# start of DATASET CONTENT

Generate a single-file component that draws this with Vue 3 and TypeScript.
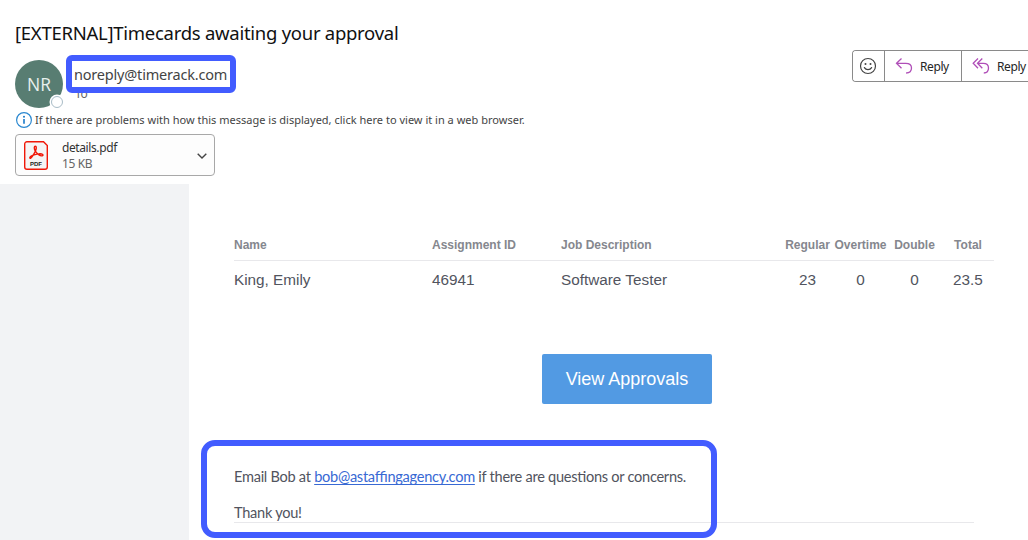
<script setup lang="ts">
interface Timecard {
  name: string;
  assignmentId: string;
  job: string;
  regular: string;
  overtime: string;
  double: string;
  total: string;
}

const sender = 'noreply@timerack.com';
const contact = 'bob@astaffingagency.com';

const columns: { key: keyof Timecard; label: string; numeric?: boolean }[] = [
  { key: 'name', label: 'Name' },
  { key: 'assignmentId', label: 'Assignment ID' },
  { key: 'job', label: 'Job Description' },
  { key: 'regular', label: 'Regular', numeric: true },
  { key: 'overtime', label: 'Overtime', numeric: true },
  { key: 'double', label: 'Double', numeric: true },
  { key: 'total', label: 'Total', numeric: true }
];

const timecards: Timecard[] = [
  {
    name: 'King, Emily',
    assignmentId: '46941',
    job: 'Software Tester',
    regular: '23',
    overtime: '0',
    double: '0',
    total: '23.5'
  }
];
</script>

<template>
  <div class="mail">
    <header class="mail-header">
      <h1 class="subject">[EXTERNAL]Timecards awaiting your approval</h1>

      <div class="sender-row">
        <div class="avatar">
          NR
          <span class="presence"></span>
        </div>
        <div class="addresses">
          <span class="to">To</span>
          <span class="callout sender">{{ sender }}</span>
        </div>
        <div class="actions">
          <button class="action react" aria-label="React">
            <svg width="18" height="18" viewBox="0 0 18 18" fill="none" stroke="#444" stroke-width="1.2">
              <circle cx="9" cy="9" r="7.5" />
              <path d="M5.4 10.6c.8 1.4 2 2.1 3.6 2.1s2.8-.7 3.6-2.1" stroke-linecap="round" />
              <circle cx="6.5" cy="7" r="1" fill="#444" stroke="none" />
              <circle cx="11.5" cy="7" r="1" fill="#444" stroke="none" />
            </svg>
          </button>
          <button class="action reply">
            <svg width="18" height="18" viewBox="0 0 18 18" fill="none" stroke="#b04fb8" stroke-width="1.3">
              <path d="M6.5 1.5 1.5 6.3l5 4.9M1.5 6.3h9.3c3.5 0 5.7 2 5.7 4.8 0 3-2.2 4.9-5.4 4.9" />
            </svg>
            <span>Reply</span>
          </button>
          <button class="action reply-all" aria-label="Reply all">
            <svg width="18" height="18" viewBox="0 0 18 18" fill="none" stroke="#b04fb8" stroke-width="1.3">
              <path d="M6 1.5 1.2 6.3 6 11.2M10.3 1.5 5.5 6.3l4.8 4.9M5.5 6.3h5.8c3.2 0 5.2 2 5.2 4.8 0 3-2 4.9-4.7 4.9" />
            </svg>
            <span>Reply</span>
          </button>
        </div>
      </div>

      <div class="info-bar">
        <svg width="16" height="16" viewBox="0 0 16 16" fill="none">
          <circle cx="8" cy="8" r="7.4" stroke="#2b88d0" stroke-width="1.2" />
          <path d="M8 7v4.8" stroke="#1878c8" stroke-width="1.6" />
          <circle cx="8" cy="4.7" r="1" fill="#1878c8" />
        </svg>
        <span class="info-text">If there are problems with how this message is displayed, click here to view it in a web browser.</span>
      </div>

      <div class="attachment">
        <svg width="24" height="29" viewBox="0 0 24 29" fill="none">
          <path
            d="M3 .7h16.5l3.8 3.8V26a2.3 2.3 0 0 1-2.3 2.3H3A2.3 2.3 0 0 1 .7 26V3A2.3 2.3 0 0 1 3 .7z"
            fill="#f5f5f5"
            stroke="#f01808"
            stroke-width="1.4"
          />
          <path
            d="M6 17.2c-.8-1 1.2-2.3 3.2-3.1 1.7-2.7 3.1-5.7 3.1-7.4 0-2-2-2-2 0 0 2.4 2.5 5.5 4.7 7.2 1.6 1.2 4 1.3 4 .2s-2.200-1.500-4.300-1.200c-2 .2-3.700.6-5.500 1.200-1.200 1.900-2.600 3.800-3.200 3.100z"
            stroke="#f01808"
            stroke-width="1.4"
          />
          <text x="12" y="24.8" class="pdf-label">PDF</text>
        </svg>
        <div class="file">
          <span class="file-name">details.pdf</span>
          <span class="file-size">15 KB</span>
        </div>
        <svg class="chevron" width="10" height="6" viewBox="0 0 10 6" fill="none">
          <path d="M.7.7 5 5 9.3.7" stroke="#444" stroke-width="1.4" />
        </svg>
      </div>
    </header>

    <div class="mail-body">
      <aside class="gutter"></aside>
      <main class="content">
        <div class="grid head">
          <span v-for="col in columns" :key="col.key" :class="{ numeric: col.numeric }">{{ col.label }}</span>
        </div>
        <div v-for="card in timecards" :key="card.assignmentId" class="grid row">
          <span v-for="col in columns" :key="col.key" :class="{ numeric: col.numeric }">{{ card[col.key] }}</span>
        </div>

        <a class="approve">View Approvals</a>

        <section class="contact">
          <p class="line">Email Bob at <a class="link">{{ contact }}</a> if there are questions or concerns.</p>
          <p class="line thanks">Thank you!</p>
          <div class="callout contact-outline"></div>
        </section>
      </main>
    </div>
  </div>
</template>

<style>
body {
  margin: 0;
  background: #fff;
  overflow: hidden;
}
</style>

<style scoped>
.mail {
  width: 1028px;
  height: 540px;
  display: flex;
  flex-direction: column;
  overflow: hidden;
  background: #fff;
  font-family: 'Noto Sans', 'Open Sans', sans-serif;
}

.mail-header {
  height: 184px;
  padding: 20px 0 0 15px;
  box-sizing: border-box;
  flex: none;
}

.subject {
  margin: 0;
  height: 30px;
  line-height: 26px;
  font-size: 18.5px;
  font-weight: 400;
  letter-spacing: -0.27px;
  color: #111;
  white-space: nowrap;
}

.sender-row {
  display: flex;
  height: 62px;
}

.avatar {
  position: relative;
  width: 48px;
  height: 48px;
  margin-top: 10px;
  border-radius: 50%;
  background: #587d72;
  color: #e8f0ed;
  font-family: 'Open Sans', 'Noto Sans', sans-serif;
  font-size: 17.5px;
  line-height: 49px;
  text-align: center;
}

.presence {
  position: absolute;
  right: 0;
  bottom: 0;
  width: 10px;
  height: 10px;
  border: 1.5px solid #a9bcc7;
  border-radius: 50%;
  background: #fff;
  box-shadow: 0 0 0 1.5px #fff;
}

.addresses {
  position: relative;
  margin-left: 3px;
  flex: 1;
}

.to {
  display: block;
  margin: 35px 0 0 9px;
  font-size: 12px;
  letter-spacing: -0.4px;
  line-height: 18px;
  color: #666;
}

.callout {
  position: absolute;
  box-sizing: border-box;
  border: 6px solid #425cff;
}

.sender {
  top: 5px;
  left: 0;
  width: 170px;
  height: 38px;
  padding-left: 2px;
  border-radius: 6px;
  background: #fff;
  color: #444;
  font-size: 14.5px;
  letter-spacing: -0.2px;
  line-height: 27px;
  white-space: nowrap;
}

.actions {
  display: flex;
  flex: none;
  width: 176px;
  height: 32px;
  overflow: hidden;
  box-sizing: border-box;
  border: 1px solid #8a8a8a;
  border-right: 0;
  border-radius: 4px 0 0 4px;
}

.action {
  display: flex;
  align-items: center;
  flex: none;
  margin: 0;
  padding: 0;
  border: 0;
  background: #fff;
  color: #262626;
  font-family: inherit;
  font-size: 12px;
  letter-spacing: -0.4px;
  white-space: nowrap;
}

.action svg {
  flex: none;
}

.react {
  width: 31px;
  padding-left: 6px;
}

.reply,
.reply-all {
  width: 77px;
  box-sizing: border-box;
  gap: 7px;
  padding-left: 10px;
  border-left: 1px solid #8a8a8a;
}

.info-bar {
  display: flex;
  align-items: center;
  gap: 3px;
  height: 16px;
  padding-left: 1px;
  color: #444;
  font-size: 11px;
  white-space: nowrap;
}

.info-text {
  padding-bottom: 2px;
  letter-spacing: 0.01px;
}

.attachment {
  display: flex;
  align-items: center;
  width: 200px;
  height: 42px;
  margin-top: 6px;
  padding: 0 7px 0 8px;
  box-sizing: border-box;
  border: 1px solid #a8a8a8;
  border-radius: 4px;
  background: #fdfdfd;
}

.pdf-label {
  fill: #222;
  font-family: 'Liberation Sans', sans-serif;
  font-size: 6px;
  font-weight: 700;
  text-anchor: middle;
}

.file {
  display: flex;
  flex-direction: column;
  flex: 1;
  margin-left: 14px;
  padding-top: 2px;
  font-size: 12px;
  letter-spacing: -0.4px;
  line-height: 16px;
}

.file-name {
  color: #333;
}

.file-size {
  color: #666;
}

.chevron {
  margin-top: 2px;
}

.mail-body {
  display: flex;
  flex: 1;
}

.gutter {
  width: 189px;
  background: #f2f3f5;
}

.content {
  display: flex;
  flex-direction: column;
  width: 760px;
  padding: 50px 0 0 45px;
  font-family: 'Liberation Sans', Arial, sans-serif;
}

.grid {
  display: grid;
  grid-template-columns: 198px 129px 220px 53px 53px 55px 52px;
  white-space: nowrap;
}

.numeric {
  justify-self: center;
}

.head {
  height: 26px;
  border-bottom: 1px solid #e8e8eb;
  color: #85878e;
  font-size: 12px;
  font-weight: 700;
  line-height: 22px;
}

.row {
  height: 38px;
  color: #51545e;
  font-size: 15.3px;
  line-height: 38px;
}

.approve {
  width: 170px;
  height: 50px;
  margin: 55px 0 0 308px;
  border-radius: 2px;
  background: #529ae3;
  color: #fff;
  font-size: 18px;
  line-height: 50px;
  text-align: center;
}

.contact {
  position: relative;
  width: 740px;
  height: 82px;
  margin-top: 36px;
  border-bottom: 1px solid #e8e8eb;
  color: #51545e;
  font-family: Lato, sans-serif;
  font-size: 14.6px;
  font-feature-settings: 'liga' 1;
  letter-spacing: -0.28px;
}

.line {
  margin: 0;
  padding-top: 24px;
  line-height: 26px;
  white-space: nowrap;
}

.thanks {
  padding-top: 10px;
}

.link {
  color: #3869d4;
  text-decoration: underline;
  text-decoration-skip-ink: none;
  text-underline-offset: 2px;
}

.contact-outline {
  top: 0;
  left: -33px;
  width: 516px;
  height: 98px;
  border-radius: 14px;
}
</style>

# end of DATASET CONTENT

**PROBLEM**
Everything from the first line to the line with "awaiting your approval</h1>" must be repeated exactly, and nothing else. Leave the pictures out.

**OUTPUT OF THE TASK**
Generate a single-file component that draws this with Vue 3 and TypeScript.
<script setup lang="ts">
interface Timecard {
  name: string;
  assignmentId: string;
  job: string;
  regular: string;
  overtime: string;
  double: string;
  total: string;
}

const sender = 'noreply@timerack.com';
const contact = 'bob@astaffingagency.com';

const columns: { key: keyof Timecard; label: string; numeric?: boolean }[] = [
  { key: 'name', label: 'Name' },
  { key: 'assignmentId', label: 'Assignment ID' },
  { key: 'job', label: 'Job Description' },
  { key: 'regular', label: 'Regular', numeric: true },
  { key: 'overtime', label: 'Overtime', numeric: true },
  { key: 'double', label: 'Double', numeric: true },
  { key: 'total', label: 'Total', numeric: true }
];

const timecards: Timecard[] = [
  {
    name: 'King, Emily',
    assignmentId: '46941',
    job: 'Software Tester',
    regular: '23',
    overtime: '0',
    double: '0',
    total: '23.5'
  }
];
</script>

<template>
  <div class="mail">
    <header class="mail-header">
      <h1 class="subject">[EXTERNAL]Timecards awaiting your approval</h1>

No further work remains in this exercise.